▸ Given request:
What number of lines in the material contain the word "React"? Give that number alone.

>> START Given records

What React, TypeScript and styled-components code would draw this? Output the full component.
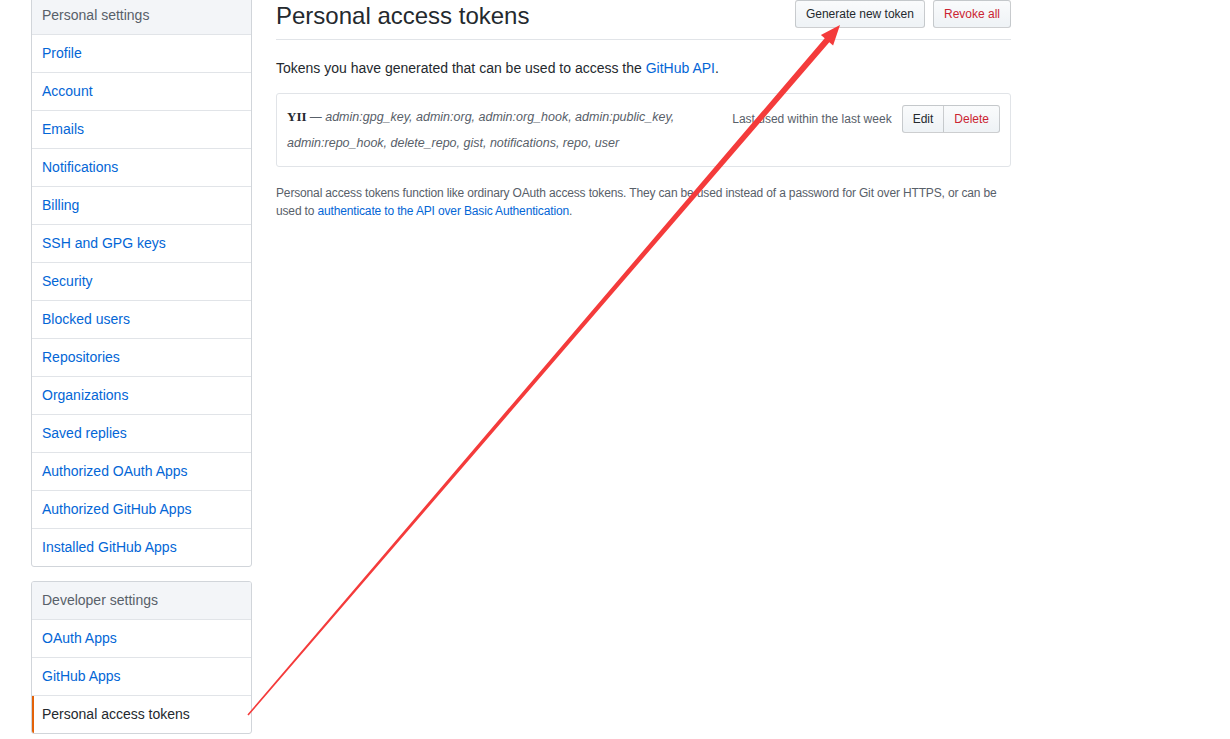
import React from "react";
import styled, { createGlobalStyle } from "styled-components";

const personalItems = [
  "Profile",
  "Account",
  "Emails",
  "Notifications",
  "Billing",
  "SSH and GPG keys",
  "Security",
  "Blocked users",
  "Repositories",
  "Organizations",
  "Saved replies",
  "Authorized OAuth Apps",
  "Authorized GitHub Apps",
  "Installed GitHub Apps",
];

const developerItems = ["OAuth Apps", "GitHub Apps", "Personal access tokens"];

const App: React.FC = () => {
  return (
    <Page>
      <GlobalStyle />
      <Layout>
        <Sidebar>
          <Menu>
            <MenuHeading>Personal settings</MenuHeading>
            {personalItems.map((item) => (
              <MenuItem key={item}>{item}</MenuItem>
            ))}
          </Menu>
          <Menu>
            <MenuHeading>Developer settings</MenuHeading>
            {developerItems.map((item) => (
              <MenuItem key={item} selected={item === "Personal access tokens"}>
                {item}
              </MenuItem>
            ))}
          </Menu>
        </Sidebar>

        <Main>
          <Subhead>
            <Heading>Personal access tokens</Heading>
            <Actions>
              <Button>Generate new token</Button>
              <Button danger>Revoke all</Button>
            </Actions>
          </Subhead>

          <Intro>
            Tokens you have generated that can be used to access the <Link>GitHub API</Link>.
          </Intro>

          <TokenBox>
            <TokenInfo>
              <TokenName>YII</TokenName> —{" "}
              <Scopes>
                admin:gpg_key, admin:org, admin:org_hook, admin:public_key,
                <br />
                admin:repo_hook, delete_repo, gist, notifications, repo, user
              </Scopes>
            </TokenInfo>
            <TokenMeta>
              <LastUsed>Last used within the last week</LastUsed>
              <ButtonGroup>
                <GroupButton>Edit</GroupButton>
                <GroupButton danger>Delete</GroupButton>
              </ButtonGroup>
            </TokenMeta>
          </TokenBox>

          <Note>
            <NoteLine>
              Personal access tokens function like ordinary OAuth access tokens. They can be used instead of a
              password for Git over HTTPS, or can be
            </NoteLine>
            <NoteLine>
              used to <Link>authenticate to the API over Basic Authentication</Link>.
            </NoteLine>
          </Note>
        </Main>
      </Layout>

      <Annotation width="1230" height="739" viewBox="0 0 1230 739">
        <polygon
          points="247.4,714.5 824.7,38.2 820.9,35 840,25 833.1,45.4 829.3,42.2 248.6,715.5"
          fill="#f43b3b"
        />
      </Annotation>
    </Page>
  );
};

export default App;

const GlobalStyle = createGlobalStyle`
  html, body {
    margin: 0;
    padding: 0;
    background: #fff;
  }
  body {
    font-family: "Segoe UI", "Liberation Sans", Arial, sans-serif;
    font-size: 14px;
    line-height: 1.5;
    color: #24292e;
    overflow: hidden;
  }
`;

const Page = styled.div`
  position: relative;
  width: 1230px;
  height: 739px;
  overflow: hidden;
`;

const Layout = styled.div`
  display: flex;
  align-items: flex-start;
  gap: 24px;
  padding-left: 31px;
`;

const Sidebar = styled.nav`
  width: 221px;
  display: flex;
  flex-direction: column;
  gap: 14px;
  flex-shrink: 0;
  margin-top: -4px;
`;

const Menu = styled.div`
  border: 1px solid #d1d5da;
  border-radius: 3px;
  background: #fff;
  overflow: hidden;
`;

const MenuHeading = styled.div`
  padding: 8px 10px;
  line-height: 21px;
  color: #586069;
  background: #f3f5f8;
  border-bottom: 1px solid #e1e4e8;
`;

const MenuItem = styled.div<{ selected?: boolean }>`
  position: relative;
  padding: 8px 10px;
  line-height: 21px;
  color: ${(p) => (p.selected ? "#24292e" : "#0366d6")};
  border-bottom: 1px solid #e1e4e8;

  &:last-child {
    border-bottom: none;
  }

  ${(p) =>
    p.selected &&
    `
    &::before {
      content: "";
      position: absolute;
      left: 0;
      top: 0;
      bottom: 0;
      width: 2px;
      background: #e36209;
    }
  `}
`;

const Main = styled.main`
  width: 735px;
  margin-top: 1px;
`;

const Subhead = styled.div`
  display: flex;
  align-items: flex-start;
  justify-content: space-between;
  padding-bottom: 8px;
  border-bottom: 1px solid #e1e4e8;
  margin-bottom: 18px;
`;

const Heading = styled.h2`
  margin: 0;
  font-size: 24px;
  font-weight: 400;
  line-height: 30px;
`;

const Actions = styled.div`
  display: flex;
  gap: 8px;
  margin-top: -1px;
`;

const Button = styled.button<{ danger?: boolean }>`
  font-family: inherit;
  font-size: 12px;
  line-height: 20px;
  padding: 3px 10px;
  color: ${(p) => (p.danger ? "#cb2431" : "#24292e")};
  background: linear-gradient(-180deg, #fafbfc 0%, #eff3f6 90%);
  border: 1px solid rgba(27, 31, 35, 0.2);
  border-radius: 3px;
  cursor: pointer;
`;

const Intro = styled.p`
  margin: 0 0 14px;
  line-height: 21px;
`;

const Link = styled.a`
  color: #0366d6;
  text-decoration: none;
`;

const TokenBox = styled.div`
  display: flex;
  justify-content: space-between;
  align-items: flex-start;
  padding: 10px;
  border: 1px solid #e1e4e8;
  border-radius: 3px;
  margin-bottom: 17px;
`;

const TokenInfo = styled.div`
  font-size: 12px;
  line-height: 26px;
  color: #586069;
`;

const TokenName = styled.strong`
  font-family: "Liberation Serif", "Times New Roman", serif;
  font-size: 13px;
  color: #24292e;
`;

const Scopes = styled.em`
  font-size: 12.5px;
`;

const TokenMeta = styled.div`
  display: flex;
  align-items: center;
  gap: 10px;
  margin-top: 1px;
`;

const LastUsed = styled.span`
  font-size: 12px;
  color: #586069;
`;

const ButtonGroup = styled.div`
  display: flex;
`;

const GroupButton = styled(Button)`
  border-radius: 0;
  &:first-child {
    border-radius: 3px 0 0 3px;
  }
  &:last-child {
    border-radius: 0 3px 3px 0;
    margin-left: -1px;
  }
`;

const Note = styled.div`
  font-size: 12px;
  line-height: 18px;
  color: #586069;
`;

const NoteLine = styled.div`
  white-space: nowrap;
  letter-spacing: -0.15px;
`;

const Annotation = styled.svg`
  position: absolute;
  top: 0;
  left: 0;
  pointer-events: none;
`;
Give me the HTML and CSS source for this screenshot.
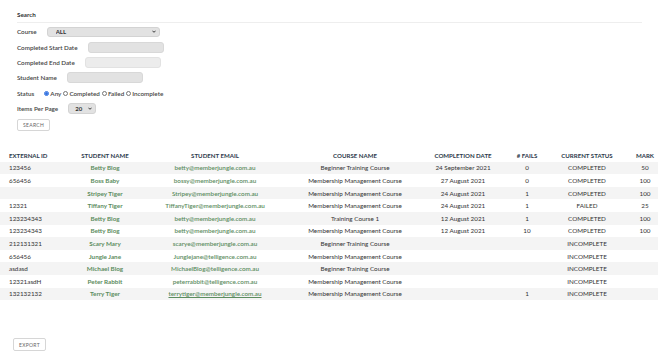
FILE: index.html
```html
<!DOCTYPE html>
<html lang="en">
<head>
  <meta charset="UTF-8">
  <meta name="viewport" content="width=device-width, initial-scale=1.0">
  <title>Student Results</title>
  <link rel="stylesheet" href="styles.css">
</head>
<body>
  <!-- Search panel -->
  <section class="search-panel">
    <h3 class="panel-title">Search</h3>
    <form class="search-form">
      <div class="field">
        <label for="course">Course</label>
        <span class="select-wrap course-select">
          <select id="course">
            <option>ALL</option>
            <option>Beginner Training Course</option>
            <option>Membership Management Course</option>
            <option>Training Course 1</option>
          </select>
          <svg class="chevron" viewBox="0 0 10 6"><path d="M1 1l4 4 4-4" /></svg>
        </span>
      </div>
      <div class="field">
        <label for="startDate">Completed Start Date</label>
        <input type="text" id="startDate" class="text-input">
      </div>
      <div class="field">
        <label for="endDate">Completed End Date</label>
        <input type="text" id="endDate" class="text-input light">
      </div>
      <div class="field">
        <label for="studentName">Student Name</label>
        <input type="text" id="studentName" class="text-input">
      </div>
      <div class="field">
        <label>Status</label>
        <span class="radio-group">
          <label class="radio"><input type="radio" name="status" checked> Any</label>
          <label class="radio"><input type="radio" name="status"> Completed</label>
          <label class="radio"><input type="radio" name="status"> Failed</label>
          <label class="radio"><input type="radio" name="status"> Incomplete</label>
        </span>
      </div>
      <div class="field">
        <label for="perPage">Items Per Page</label>
        <span class="select-wrap page-select">
          <select id="perPage">
            <option>20</option>
            <option>50</option>
            <option>100</option>
          </select>
          <svg class="chevron" viewBox="0 0 10 6"><path d="M1 1l4 4 4-4" /></svg>
        </span>
      </div>
      <button type="submit" class="btn">Search</button>
    </form>
  </section>

  <!-- Results -->
  <table class="results">
    <colgroup>
      <col style="width: 60px">
      <col style="width: 90px">
      <col style="width: 130px">
      <col style="width: 150px">
      <col style="width: 66px">
      <col style="width: 62px">
      <col style="width: 58px">
      <col style="width: 42px">
    </colgroup>
    <thead>
      <tr>
        <th class="id">External ID</th>
        <th>Student Name</th>
        <th>Student Email</th>
        <th>Course Name</th>
        <th>Completion Date</th>
        <th># Fails</th>
        <th>Current Status</th>
        <th class="mark">Mark</th>
      </tr>
    </thead>
    <tbody>
      <tr>
        <td class="id">123456</td><td class="name">Betty Blog</td><td class="email">betty@memberjungle.com.au</td>
        <td>Beginner Training Course</td><td>24 September 2021</td><td>0</td><td>COMPLETED</td><td class="mark">50</td>
      </tr>
      <tr>
        <td class="id">656456</td><td class="name">Boss Baby</td><td class="email">bossy@memberjungle.com.au</td>
        <td>Membership Management Course</td><td>27 August 2021</td><td>0</td><td>COMPLETED</td><td class="mark">100</td>
      </tr>
      <tr>
        <td class="id"></td><td class="name">Stripey Tiger</td><td class="email">Stripey@memberjungle.com.au</td>
        <td>Membership Management Course</td><td>24 August 2021</td><td>1</td><td>COMPLETED</td><td class="mark">100</td>
      </tr>
      <tr>
        <td class="id">12321</td><td class="name">Tiffany Tiger</td><td class="email">TiffanyTiger@memberjungle.com.au</td>
        <td>Membership Management Course</td><td>24 August 2021</td><td>1</td><td>FAILED</td><td class="mark">25</td>
      </tr>
      <tr>
        <td class="id">123234343</td><td class="name">Betty Blog</td><td class="email">betty@memberjungle.com.au</td>
        <td>Training Course 1</td><td>12 August 2021</td><td>1</td><td>COMPLETED</td><td class="mark">100</td>
      </tr>
      <tr>
        <td class="id">123234343</td><td class="name">Betty Blog</td><td class="email">betty@memberjungle.com.au</td>
        <td>Membership Management Course</td><td>12 August 2021</td><td>10</td><td>COMPLETED</td><td class="mark">100</td>
      </tr>
      <tr>
        <td class="id">212131321</td><td class="name">Scary Mary</td><td class="email">scarye@memberjungle.com.au</td>
        <td>Beginner Training Course</td><td></td><td></td><td>INCOMPLETE</td><td class="mark"></td>
      </tr>
      <tr>
        <td class="id">656456</td><td class="name">Jungle Jane</td><td class="email">Junglejane@telligence.com.au</td>
        <td>Membership Management Course</td><td></td><td></td><td>INCOMPLETE</td><td class="mark"></td>
      </tr>
      <tr>
        <td class="id">asdasd</td><td class="name">Michael Blog</td><td class="email">MichaelBlog@telligence.com.au</td>
        <td>Beginner Training Course</td><td></td><td></td><td>INCOMPLETE</td><td class="mark"></td>
      </tr>
      <tr>
        <td class="id">12321asdH</td><td class="name">Peter Rabbit</td><td class="email">peterrabbit@telligence.com.au</td>
        <td>Membership Management Course</td><td></td><td></td><td>INCOMPLETE</td><td class="mark"></td>
      </tr>
      <tr>
        <td class="id">132132132</td><td class="name">Terry Tiger</td><td class="email"><a href="#">terrytiger@memberjungle.com.au</a></td>
        <td>Membership Management Course</td><td></td><td>1</td><td>INCOMPLETE</td><td class="mark"></td>
      </tr>
    </tbody>
  </table>

  <div class="actions">
    <button type="button" class="btn">Export</button>
  </div>
</body>
</html>
```

FILE: styles.css
```css
* {
  margin: 0;
  padding: 0;
  box-sizing: border-box;
}

body {
  font-family: Lato, "Noto Sans", sans-serif;
  font-size: 6.3px;
  color: #333;
  background-color: #ffffff;
}

/* Search panel */
.search-panel {
  padding: 10px 28px 0 17px;
}

.panel-title {
  font-size: 6.3px;
  font-weight: 700;
  color: #333;
  line-height: 10px;
  padding-bottom: 2px;
  border-bottom: 1px solid #eeeeee;
}

.search-form {
  padding-top: 1.3px;
}

.field {
  display: flex;
  align-items: center;
  gap: 10px;
  height: 15.3px;
}

.field > label {
  font-weight: 600;
  color: #444;
}

.text-input {
  width: 76px;
  height: 11px;
  background-color: #e2e2e2;
  border: 1px solid #d8d8d8;
  border-radius: 3px;
}

.text-input.light {
  background-color: #ececec;
  border-color: #e2e2e2;
}

.select-wrap {
  position: relative;
  display: inline-block;
}

.select-wrap select {
  appearance: none;
  -webkit-appearance: none;
  display: block;
  width: 100%;
  height: 100%;
  background-color: #e2e2e2;
  border: 1px solid #d3d3d3;
  border-radius: 3px;
  font-family: inherit;
  font-size: 6px;
  font-weight: 700;
  color: #333;
  padding: 0 8px;
}

.course-select {
  width: 113px;
  height: 10.5px;
}

.page-select {
  width: 28px;
  height: 11px;
}

.page-select select {
  padding: 0 6px;
}

.chevron {
  position: absolute;
  right: 4px;
  top: 50%;
  width: 4px;
  height: 3px;
  margin-top: -1.5px;
  fill: none;
  stroke: #222;
  stroke-width: 2.2;
}

.radio-group {
  display: flex;
  align-items: center;
  gap: 2px;
  font-weight: 600;
  color: #444;
}

.radio {
  display: flex;
  align-items: center;
  gap: 1px;
}

.radio input {
  width: 5px;
  height: 5px;
  margin: 0;
  accent-color: #2f6fe0;
}

.btn {
  display: block;
  background-color: #ffffff;
  border: 1px solid #d6d6d6;
  border-radius: 2px;
  color: #666;
  font-family: inherit;
  font-size: 5px;
  letter-spacing: 0.3px;
  text-transform: uppercase;
  height: 12px;
  padding: 0 5px;
}

.search-form .btn {
  margin-top: 3px;
}

/* Results table */
.results {
  margin-top: 18px;
  width: 658px;
  border-collapse: collapse;
  table-layout: fixed;
}

.results th,
.results td {
  text-align: center;
  height: 12.6px;
  padding: 0 2px;
  white-space: nowrap;
  overflow: hidden;
}

.results th {
  font-weight: 700;
  color: #2c3a4b;
  text-transform: uppercase;
  font-size: 6.1px;
}

.results .id {
  text-align: left;
  padding-left: 9px;
}

.results .mark {
  padding-left: 18px;
}

.results tbody tr:nth-child(odd) {
  background-color: #f4f4f4;
}

.results .name,
.results .email,
.results .email a {
  color: #5b8c5e;
  font-weight: 700;
}

.results .email,
.results .email a {
  font-weight: 600;
}

.results .email a {
  text-decoration: underline;
}

.actions {
  padding: 38px 0 0 13px;
}

.actions .btn {
  height: 13px;
}
```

>> END Given records

▸ Exercise output:
3